-- START --

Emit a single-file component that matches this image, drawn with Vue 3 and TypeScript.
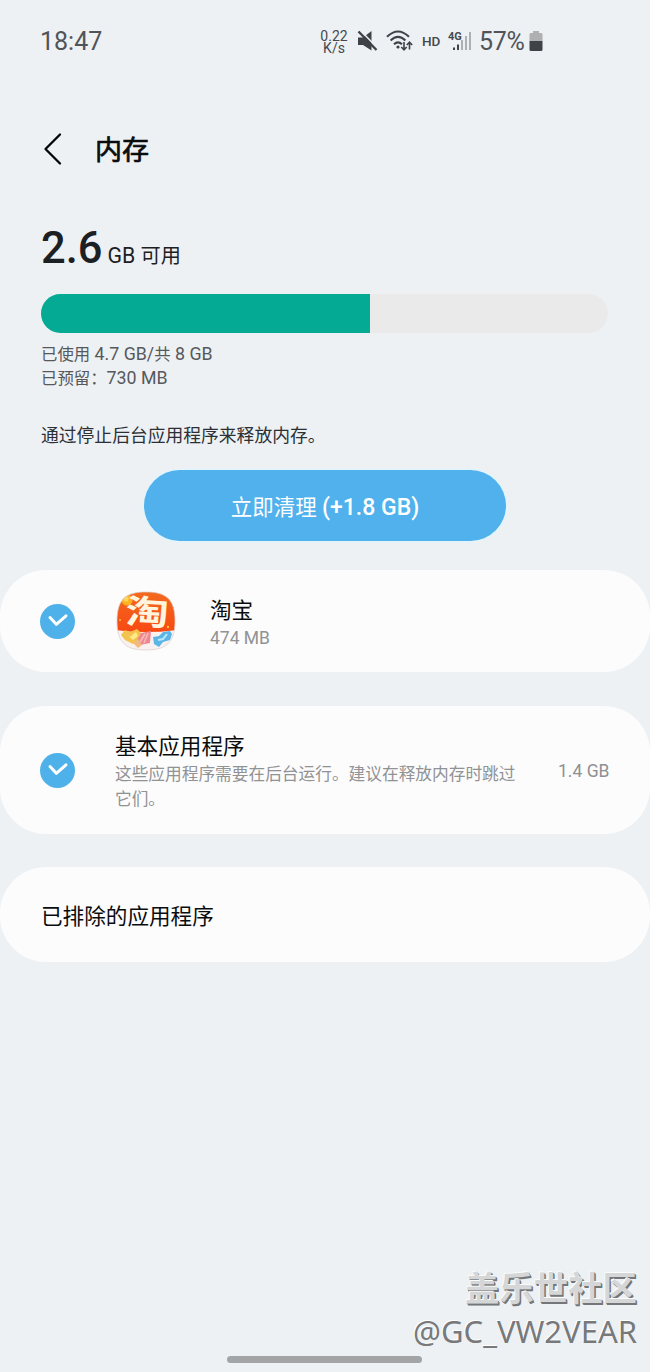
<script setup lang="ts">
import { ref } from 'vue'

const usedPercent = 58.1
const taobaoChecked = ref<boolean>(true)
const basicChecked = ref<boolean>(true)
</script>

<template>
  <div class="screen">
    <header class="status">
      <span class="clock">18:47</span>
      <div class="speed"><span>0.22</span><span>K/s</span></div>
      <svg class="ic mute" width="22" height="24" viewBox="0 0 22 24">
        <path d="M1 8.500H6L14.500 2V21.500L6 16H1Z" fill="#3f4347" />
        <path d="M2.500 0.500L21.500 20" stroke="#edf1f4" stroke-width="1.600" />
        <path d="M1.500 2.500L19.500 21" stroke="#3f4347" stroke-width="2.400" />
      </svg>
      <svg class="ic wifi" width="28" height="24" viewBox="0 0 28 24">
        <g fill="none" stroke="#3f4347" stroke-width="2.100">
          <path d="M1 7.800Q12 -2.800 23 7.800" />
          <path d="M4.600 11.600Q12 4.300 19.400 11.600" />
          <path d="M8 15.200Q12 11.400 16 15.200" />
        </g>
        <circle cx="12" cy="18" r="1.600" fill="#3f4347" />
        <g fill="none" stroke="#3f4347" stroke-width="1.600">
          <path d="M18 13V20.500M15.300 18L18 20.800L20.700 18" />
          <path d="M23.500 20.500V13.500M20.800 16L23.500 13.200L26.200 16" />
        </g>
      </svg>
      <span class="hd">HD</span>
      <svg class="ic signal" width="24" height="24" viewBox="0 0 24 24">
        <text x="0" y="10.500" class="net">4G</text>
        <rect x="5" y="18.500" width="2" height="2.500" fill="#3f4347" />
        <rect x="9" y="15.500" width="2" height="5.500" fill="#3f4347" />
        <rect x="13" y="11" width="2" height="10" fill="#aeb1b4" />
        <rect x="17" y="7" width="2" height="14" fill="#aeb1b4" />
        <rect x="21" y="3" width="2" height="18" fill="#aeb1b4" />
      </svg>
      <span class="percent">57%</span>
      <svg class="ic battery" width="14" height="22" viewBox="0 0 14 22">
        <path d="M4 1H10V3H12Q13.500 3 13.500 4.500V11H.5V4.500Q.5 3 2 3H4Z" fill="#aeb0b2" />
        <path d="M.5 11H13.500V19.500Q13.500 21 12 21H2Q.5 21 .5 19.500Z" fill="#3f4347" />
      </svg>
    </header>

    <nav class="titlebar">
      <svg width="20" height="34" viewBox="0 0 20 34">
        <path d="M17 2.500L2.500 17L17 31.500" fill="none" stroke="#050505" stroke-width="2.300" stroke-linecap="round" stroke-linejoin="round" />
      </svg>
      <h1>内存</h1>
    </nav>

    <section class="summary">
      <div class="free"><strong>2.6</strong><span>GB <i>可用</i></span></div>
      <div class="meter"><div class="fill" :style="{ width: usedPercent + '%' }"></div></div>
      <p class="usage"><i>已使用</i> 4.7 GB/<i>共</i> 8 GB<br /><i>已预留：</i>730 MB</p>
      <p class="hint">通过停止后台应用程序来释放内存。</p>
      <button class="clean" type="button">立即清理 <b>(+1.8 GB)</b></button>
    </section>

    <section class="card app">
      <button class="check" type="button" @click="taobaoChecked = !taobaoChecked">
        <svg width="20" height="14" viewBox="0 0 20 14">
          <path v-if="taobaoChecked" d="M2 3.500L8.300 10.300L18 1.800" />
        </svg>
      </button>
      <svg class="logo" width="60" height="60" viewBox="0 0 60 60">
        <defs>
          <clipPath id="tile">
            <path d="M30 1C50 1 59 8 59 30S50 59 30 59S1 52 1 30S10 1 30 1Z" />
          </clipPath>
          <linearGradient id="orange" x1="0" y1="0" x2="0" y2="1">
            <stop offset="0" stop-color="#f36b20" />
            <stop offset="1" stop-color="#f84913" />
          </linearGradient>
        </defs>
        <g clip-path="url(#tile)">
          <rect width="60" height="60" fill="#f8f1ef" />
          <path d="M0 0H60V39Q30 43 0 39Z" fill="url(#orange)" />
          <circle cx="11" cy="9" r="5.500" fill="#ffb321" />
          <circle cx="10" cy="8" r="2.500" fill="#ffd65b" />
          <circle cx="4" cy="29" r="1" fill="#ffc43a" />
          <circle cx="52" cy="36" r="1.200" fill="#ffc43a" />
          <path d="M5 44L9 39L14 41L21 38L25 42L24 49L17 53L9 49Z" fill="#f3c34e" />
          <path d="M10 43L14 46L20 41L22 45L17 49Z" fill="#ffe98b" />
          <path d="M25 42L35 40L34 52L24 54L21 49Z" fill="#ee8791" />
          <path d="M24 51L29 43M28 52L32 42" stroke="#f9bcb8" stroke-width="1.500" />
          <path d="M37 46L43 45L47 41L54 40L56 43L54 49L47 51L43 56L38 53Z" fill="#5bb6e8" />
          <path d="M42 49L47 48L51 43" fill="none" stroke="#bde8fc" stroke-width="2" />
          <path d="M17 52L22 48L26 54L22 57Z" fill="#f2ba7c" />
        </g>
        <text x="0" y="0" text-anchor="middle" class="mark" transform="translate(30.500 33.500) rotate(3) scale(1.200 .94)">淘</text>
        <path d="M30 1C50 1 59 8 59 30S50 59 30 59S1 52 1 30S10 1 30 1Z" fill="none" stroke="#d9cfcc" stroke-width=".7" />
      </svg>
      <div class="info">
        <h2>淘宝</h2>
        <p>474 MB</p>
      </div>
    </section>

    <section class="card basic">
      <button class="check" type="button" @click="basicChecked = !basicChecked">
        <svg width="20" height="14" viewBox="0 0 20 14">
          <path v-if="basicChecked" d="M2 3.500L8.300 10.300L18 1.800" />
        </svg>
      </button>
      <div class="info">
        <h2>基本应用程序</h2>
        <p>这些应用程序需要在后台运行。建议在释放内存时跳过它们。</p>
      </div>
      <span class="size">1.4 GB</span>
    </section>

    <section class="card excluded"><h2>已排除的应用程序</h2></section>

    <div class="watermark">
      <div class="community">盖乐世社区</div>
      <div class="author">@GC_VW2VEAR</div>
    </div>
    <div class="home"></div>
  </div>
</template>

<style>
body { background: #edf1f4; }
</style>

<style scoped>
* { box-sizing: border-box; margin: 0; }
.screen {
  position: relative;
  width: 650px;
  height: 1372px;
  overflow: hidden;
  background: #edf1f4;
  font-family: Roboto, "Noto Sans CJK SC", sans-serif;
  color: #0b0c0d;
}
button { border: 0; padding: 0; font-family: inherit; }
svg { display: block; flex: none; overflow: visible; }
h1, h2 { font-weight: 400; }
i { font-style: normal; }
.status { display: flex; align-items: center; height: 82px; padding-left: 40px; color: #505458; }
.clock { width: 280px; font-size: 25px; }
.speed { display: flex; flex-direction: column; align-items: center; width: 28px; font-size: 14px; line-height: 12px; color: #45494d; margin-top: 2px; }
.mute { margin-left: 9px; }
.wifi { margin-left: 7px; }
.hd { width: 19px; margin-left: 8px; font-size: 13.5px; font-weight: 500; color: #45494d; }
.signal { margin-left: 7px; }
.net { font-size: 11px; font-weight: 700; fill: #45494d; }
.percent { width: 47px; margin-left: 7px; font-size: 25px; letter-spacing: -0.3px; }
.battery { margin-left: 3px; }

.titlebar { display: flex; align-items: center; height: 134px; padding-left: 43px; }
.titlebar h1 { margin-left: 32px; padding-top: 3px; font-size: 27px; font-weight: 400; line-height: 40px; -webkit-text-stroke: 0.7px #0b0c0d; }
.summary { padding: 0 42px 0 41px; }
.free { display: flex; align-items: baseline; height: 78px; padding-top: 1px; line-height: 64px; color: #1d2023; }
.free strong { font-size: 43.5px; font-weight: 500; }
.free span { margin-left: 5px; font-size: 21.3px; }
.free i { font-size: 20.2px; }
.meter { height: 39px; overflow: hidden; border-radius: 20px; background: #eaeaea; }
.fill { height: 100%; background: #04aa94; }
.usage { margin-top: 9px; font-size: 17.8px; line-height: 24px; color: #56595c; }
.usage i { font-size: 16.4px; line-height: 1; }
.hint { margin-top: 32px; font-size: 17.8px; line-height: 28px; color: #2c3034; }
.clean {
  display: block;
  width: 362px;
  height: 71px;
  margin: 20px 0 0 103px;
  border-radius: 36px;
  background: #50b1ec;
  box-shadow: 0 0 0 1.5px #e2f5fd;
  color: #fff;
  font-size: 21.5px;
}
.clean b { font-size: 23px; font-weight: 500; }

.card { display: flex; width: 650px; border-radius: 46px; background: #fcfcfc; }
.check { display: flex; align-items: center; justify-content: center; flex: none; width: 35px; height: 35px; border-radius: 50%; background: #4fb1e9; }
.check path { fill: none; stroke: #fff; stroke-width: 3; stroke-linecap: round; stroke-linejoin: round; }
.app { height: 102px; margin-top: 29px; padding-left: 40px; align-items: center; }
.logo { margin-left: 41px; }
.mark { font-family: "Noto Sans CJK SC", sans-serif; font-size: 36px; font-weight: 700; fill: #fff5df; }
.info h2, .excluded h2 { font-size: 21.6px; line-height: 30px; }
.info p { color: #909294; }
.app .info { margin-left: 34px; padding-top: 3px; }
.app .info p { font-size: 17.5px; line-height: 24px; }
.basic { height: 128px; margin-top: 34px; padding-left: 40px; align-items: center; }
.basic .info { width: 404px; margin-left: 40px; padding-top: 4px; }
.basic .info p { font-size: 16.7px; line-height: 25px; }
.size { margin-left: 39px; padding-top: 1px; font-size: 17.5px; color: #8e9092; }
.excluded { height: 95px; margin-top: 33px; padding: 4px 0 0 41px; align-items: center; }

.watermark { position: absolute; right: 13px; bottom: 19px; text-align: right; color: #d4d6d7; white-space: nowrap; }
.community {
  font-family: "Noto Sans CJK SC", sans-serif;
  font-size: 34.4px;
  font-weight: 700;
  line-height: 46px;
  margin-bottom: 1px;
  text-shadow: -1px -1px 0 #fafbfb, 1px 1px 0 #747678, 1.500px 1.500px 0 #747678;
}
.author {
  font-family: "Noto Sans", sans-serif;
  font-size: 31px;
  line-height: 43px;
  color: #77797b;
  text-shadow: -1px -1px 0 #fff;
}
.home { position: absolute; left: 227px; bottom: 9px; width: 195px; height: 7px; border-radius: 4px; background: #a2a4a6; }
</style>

-- END --
-- START --

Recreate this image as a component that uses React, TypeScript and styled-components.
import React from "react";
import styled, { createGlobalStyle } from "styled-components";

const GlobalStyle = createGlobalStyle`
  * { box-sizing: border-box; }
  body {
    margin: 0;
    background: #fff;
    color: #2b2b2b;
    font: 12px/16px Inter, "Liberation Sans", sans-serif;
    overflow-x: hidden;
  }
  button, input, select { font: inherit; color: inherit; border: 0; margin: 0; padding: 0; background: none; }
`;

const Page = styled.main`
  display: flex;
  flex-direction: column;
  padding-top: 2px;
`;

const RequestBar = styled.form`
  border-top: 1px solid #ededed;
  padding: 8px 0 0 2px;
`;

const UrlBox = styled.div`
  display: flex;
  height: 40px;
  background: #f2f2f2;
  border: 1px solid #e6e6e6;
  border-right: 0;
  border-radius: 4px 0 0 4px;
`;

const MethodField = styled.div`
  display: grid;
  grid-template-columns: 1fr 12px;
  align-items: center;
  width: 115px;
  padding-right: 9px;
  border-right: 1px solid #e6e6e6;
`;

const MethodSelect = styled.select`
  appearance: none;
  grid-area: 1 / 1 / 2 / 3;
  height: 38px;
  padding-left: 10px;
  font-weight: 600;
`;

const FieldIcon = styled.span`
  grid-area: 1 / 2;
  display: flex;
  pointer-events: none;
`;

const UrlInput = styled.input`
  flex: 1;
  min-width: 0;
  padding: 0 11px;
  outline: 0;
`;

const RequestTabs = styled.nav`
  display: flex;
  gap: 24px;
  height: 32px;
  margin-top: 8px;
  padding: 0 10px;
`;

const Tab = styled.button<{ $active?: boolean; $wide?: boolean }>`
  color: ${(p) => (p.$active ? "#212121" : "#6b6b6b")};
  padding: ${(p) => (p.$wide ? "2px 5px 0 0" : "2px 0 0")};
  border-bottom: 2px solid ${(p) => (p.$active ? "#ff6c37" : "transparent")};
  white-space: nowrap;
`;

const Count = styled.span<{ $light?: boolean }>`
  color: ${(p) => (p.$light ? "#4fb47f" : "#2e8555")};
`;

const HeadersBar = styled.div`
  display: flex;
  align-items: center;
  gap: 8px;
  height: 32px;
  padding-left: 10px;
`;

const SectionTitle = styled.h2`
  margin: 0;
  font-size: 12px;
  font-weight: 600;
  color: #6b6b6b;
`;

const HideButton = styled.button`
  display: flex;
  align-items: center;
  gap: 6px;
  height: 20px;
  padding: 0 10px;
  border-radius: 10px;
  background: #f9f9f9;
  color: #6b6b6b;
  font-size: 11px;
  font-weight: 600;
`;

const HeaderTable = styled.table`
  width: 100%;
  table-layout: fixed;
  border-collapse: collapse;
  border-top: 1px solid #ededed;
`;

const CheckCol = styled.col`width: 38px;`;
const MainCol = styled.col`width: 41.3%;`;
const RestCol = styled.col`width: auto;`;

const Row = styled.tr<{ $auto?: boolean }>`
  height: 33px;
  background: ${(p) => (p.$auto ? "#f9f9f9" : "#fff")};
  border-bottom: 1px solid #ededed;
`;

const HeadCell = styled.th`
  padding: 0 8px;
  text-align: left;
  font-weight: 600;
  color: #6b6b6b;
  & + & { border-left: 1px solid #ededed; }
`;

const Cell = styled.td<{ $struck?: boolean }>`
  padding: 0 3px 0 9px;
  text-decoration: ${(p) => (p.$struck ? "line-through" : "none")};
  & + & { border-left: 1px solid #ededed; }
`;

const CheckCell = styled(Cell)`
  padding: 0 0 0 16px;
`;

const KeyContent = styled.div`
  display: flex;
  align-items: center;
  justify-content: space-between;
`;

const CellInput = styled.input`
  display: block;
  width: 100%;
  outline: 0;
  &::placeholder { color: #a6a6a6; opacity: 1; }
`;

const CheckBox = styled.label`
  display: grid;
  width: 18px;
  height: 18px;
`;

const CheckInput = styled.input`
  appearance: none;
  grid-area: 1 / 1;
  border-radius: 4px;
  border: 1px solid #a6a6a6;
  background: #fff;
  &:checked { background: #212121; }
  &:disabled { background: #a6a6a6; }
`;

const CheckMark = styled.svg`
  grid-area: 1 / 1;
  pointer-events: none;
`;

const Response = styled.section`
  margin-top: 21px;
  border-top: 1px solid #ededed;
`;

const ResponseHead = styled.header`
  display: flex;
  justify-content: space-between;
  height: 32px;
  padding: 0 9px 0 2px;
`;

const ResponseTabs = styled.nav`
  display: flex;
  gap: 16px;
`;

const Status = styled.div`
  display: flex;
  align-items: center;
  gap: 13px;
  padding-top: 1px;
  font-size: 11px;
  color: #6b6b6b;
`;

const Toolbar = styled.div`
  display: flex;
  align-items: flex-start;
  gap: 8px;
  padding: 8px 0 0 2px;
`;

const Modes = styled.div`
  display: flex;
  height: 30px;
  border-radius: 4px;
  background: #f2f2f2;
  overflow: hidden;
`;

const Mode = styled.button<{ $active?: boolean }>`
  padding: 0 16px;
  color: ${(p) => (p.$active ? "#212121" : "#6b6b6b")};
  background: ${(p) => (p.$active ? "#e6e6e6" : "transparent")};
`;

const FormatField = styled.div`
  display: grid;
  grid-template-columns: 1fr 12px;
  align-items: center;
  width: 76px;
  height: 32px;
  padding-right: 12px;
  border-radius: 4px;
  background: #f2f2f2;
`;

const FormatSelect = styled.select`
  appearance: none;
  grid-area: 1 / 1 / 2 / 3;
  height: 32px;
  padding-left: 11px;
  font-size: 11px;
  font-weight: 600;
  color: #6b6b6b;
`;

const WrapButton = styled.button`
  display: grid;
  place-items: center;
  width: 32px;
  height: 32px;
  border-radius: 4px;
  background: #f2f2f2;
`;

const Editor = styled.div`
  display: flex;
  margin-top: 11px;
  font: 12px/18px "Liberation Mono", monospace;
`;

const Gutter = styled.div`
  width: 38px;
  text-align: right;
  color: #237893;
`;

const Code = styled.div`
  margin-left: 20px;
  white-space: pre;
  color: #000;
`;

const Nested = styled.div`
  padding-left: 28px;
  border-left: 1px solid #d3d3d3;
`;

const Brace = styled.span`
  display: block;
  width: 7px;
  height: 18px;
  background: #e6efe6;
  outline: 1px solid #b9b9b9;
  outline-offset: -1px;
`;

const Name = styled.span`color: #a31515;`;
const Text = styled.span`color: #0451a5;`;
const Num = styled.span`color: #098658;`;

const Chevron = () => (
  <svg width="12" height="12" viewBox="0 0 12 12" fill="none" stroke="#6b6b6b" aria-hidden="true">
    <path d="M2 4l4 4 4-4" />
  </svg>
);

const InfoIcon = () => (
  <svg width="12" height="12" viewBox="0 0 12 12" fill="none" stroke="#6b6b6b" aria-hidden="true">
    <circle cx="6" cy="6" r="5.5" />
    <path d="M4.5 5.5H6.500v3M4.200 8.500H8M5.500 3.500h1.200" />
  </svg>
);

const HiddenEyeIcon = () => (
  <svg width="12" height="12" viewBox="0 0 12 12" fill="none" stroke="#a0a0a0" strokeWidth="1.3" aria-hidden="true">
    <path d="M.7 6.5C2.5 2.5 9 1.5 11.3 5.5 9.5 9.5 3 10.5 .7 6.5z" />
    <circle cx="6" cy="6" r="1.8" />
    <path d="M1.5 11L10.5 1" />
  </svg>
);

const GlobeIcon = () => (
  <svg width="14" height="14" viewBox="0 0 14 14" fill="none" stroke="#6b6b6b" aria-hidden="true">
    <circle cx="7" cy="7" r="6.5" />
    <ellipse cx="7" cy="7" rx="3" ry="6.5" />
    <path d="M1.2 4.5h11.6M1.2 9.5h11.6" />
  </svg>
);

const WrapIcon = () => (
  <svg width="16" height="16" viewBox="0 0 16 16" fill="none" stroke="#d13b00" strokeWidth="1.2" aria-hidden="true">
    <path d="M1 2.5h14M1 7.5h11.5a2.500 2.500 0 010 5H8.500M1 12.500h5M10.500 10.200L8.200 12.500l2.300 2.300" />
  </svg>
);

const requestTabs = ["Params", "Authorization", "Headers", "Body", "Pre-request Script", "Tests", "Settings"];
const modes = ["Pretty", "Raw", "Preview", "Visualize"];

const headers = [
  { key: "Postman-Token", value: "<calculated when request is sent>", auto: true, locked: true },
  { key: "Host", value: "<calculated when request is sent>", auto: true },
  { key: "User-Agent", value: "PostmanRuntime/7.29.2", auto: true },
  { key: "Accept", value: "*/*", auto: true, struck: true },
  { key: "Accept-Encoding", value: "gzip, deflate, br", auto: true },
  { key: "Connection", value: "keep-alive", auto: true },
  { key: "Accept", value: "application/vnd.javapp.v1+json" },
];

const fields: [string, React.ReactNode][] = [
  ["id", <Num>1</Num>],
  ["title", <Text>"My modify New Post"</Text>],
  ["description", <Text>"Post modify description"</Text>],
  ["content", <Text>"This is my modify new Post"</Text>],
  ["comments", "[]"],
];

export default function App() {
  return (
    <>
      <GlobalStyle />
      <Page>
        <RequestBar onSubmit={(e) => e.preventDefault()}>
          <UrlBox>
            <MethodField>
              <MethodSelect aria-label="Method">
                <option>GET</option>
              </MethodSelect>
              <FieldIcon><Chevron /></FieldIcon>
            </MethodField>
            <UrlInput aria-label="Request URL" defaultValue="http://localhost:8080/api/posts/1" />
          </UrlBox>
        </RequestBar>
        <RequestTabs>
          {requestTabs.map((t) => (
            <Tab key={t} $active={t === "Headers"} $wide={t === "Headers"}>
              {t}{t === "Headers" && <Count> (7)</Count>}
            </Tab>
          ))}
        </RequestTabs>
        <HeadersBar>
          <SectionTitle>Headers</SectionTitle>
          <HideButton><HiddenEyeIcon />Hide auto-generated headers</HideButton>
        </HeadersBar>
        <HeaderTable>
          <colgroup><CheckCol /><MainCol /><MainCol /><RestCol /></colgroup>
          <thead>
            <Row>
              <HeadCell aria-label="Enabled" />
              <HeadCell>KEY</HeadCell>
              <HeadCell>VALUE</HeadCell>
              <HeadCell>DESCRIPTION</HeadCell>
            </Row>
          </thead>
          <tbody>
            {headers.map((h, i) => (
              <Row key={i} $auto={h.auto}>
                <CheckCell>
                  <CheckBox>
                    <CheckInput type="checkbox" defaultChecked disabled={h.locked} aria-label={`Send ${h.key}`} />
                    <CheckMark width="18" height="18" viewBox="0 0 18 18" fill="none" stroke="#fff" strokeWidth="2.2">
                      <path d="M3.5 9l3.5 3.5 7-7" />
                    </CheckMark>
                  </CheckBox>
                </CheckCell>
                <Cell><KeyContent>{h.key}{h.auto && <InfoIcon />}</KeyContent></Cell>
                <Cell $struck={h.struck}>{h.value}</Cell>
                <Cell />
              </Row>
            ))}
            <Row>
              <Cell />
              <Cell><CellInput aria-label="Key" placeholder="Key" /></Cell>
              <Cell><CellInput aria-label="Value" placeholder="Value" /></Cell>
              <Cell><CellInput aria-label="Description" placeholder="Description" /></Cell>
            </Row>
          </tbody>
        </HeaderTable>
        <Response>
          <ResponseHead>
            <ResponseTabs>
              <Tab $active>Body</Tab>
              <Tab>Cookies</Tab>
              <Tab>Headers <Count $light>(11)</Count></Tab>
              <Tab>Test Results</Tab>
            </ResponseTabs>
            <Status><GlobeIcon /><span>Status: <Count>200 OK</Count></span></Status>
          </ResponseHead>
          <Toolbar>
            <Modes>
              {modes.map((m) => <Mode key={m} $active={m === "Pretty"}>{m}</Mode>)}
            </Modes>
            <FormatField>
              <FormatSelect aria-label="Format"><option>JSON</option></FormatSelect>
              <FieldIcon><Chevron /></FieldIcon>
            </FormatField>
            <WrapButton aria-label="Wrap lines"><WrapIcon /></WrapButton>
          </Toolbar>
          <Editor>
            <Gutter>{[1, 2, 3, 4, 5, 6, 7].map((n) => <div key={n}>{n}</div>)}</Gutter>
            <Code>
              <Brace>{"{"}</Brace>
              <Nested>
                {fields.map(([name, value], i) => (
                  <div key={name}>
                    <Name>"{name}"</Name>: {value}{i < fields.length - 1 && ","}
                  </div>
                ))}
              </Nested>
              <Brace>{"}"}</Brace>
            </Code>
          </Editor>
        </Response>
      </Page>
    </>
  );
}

-- END --

Brief:
For the data above, state only how many lines include the word "that".

Task output:
2